Look through the records and report how many lines include the word "index", with no other words.

* GIVEN RECORDS *
•••••

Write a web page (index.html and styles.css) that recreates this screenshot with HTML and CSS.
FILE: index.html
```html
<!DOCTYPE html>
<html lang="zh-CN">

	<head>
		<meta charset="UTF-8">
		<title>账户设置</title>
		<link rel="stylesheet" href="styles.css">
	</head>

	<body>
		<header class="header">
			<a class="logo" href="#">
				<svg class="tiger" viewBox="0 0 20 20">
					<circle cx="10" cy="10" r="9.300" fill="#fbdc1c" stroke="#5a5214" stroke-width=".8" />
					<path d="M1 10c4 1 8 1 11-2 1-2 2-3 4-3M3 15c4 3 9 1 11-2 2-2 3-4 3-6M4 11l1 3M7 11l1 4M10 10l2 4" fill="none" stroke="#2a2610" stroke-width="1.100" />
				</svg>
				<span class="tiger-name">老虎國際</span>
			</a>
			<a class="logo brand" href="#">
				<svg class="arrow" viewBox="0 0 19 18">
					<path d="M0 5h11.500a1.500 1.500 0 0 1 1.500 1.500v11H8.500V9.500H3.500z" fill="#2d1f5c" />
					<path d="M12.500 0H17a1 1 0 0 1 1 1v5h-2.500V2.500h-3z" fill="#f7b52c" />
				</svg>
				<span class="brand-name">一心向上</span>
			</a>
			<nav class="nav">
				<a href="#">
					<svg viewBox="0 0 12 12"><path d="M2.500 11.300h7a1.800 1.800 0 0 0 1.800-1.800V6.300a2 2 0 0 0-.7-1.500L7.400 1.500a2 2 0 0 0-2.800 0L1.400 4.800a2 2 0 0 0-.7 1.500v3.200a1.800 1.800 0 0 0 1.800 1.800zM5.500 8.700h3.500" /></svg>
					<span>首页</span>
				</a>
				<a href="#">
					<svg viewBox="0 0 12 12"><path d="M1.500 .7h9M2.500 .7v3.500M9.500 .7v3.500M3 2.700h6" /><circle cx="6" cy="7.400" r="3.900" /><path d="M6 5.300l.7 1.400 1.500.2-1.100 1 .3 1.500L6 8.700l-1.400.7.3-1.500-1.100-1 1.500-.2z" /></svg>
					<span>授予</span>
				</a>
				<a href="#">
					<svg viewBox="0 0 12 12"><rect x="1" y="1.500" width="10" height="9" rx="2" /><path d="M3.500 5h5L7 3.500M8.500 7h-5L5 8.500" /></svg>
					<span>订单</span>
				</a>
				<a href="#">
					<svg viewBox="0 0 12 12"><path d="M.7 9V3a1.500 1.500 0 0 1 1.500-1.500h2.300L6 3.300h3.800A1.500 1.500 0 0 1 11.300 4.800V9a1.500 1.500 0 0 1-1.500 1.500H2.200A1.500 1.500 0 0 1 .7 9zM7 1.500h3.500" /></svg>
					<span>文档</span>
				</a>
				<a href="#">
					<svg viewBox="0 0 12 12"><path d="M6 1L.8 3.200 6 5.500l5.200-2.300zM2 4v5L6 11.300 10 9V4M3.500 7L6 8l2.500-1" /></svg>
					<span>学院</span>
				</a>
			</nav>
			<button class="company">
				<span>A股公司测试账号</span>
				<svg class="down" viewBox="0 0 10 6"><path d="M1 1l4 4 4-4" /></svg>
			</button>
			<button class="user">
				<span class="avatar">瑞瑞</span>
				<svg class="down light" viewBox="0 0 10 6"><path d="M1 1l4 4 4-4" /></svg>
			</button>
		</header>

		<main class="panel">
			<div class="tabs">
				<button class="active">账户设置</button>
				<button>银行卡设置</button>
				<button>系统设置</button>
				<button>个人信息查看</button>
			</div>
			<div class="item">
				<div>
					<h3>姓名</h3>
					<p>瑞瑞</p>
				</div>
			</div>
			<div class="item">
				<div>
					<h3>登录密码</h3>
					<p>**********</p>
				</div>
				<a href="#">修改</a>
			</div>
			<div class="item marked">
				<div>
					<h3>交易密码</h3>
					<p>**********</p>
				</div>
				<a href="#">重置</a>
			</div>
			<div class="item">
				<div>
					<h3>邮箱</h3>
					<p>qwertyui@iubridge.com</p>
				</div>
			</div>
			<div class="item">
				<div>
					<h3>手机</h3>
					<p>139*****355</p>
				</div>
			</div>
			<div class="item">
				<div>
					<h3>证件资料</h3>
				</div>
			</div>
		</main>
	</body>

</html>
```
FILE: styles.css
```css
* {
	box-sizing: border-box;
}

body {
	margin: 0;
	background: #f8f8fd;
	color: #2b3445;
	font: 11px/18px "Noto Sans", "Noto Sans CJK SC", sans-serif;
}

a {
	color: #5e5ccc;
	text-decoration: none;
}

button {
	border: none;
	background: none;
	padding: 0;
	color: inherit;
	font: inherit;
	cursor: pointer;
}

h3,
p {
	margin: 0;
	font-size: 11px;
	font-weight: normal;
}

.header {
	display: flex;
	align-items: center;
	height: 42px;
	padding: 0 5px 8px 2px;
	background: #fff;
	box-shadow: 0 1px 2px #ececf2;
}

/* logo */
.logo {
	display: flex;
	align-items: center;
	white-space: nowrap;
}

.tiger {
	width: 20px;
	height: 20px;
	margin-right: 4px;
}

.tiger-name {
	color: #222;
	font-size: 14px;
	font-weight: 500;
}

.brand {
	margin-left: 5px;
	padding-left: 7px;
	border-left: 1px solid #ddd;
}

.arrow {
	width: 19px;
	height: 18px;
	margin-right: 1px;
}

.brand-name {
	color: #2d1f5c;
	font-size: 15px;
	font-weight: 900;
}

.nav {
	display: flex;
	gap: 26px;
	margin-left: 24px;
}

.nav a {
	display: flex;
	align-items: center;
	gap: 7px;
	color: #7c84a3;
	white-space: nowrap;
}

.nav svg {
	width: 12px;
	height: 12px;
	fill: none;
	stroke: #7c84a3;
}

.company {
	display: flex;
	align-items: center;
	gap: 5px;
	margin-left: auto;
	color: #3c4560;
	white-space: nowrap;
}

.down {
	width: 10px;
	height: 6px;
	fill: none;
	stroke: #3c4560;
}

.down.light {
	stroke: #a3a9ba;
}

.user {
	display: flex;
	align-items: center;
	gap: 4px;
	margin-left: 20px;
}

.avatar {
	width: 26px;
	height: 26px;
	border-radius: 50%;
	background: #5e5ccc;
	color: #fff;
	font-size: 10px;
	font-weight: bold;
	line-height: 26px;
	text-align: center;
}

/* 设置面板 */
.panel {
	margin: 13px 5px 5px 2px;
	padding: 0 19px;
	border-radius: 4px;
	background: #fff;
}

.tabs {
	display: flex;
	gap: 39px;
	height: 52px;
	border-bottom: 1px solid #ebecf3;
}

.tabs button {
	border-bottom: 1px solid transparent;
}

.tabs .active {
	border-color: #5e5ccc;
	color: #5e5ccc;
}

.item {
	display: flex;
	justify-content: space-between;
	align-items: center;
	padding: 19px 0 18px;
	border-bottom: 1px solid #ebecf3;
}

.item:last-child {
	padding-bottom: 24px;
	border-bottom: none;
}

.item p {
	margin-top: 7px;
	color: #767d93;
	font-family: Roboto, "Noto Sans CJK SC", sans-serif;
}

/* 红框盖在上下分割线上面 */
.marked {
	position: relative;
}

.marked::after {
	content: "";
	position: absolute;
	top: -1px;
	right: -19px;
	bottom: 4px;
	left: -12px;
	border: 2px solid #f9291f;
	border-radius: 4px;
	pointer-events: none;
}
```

•••••

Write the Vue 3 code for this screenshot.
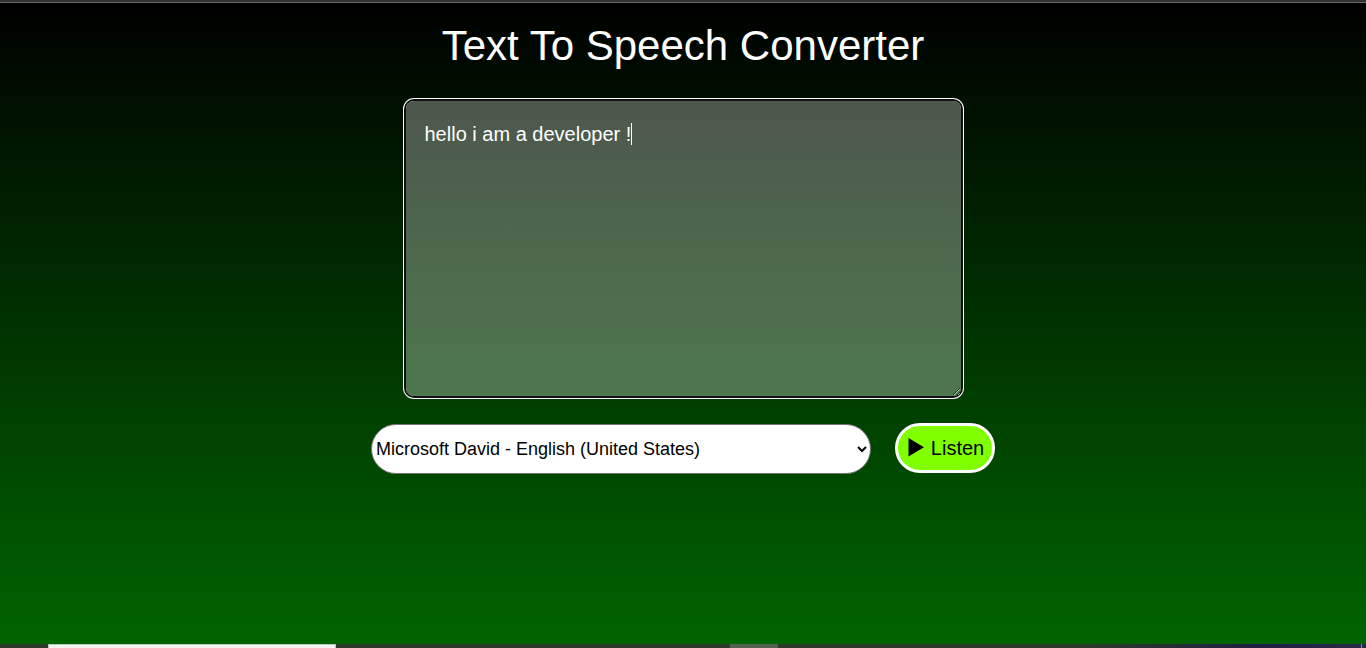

•••••

* RESPONSE TO THE EXERCISE *
2